* **Provided material**
----

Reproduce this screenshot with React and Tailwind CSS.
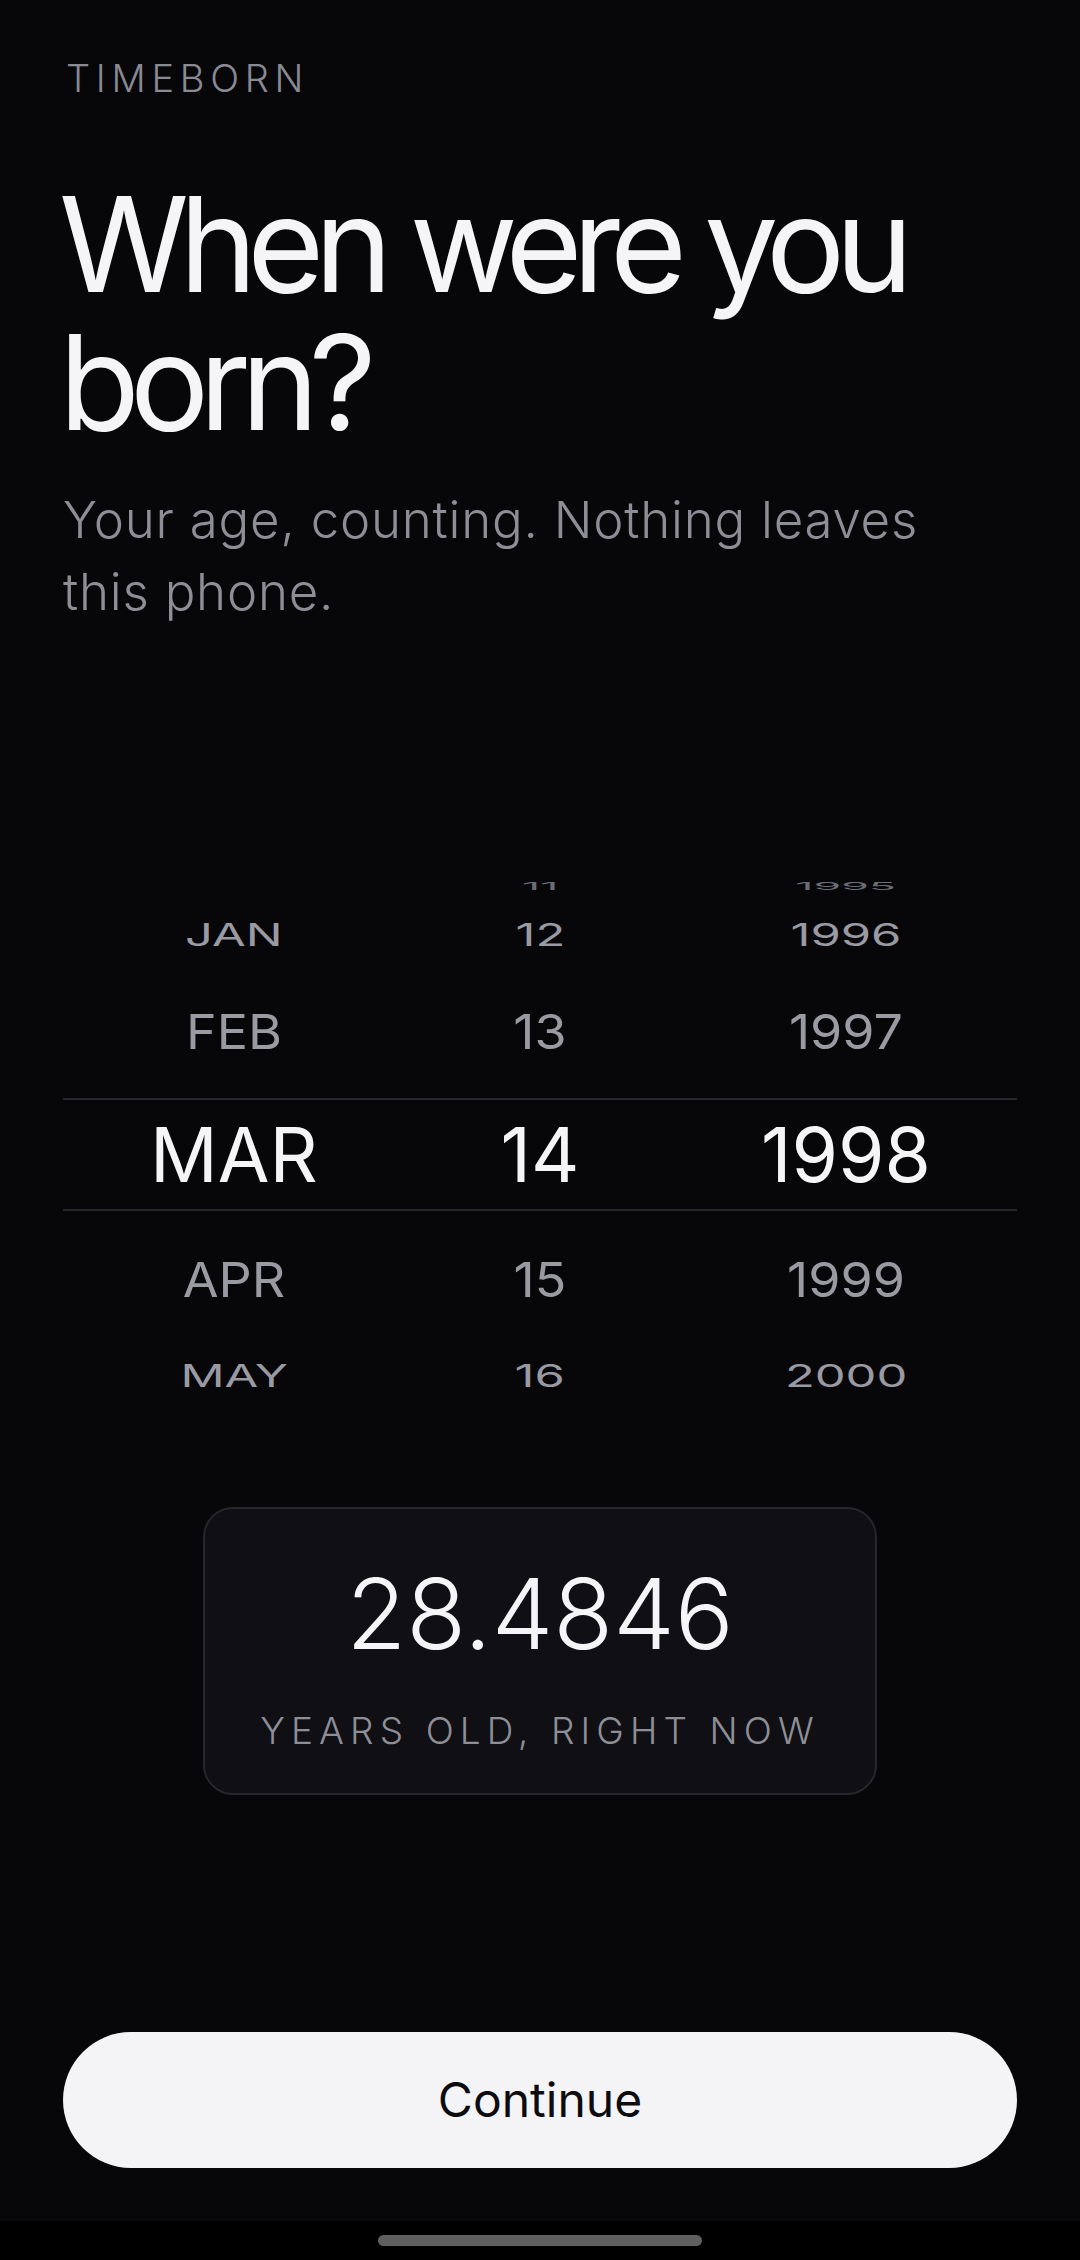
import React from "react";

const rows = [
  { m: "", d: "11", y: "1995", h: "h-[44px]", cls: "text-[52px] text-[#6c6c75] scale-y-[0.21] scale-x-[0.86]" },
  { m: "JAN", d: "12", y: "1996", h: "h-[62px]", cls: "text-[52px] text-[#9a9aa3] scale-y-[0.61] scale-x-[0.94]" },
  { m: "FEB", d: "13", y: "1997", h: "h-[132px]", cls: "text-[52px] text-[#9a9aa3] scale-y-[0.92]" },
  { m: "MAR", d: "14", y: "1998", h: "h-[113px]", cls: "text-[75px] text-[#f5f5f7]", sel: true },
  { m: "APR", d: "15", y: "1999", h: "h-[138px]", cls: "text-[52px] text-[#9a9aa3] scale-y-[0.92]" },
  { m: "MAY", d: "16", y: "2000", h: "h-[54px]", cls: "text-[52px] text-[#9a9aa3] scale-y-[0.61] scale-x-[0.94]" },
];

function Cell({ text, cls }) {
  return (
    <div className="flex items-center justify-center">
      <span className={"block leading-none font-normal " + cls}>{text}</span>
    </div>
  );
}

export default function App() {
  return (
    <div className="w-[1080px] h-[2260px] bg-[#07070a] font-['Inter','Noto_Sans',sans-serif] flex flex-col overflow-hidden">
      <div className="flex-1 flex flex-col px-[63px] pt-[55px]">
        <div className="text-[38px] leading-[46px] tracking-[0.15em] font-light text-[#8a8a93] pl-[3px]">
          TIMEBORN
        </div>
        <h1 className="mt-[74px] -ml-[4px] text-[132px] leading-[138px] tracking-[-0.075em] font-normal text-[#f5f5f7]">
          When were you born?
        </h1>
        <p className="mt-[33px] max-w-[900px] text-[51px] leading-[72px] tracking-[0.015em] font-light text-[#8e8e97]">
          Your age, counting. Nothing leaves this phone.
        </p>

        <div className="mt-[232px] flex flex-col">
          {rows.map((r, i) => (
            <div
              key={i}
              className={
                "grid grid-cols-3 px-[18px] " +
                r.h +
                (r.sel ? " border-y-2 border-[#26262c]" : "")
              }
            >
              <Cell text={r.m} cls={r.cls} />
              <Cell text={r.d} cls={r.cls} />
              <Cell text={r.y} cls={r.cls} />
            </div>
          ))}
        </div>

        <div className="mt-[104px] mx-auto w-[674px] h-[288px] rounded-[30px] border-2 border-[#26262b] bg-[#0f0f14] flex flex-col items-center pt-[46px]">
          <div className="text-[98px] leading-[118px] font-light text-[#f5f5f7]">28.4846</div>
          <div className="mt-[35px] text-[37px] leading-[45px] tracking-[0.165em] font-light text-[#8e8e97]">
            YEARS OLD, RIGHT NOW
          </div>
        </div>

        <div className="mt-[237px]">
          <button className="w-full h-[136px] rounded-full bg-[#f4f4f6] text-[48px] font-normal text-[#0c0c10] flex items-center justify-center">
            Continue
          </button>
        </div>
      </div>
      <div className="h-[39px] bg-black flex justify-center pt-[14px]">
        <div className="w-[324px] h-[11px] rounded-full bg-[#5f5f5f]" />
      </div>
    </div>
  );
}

----

* **Stated task**
Write down every line from the opening of the listing to the line with "import React from", both included, and nothing else; the pictures are omitted.

* **Finished task**
Reproduce this screenshot with React and Tailwind CSS.
import React from "react";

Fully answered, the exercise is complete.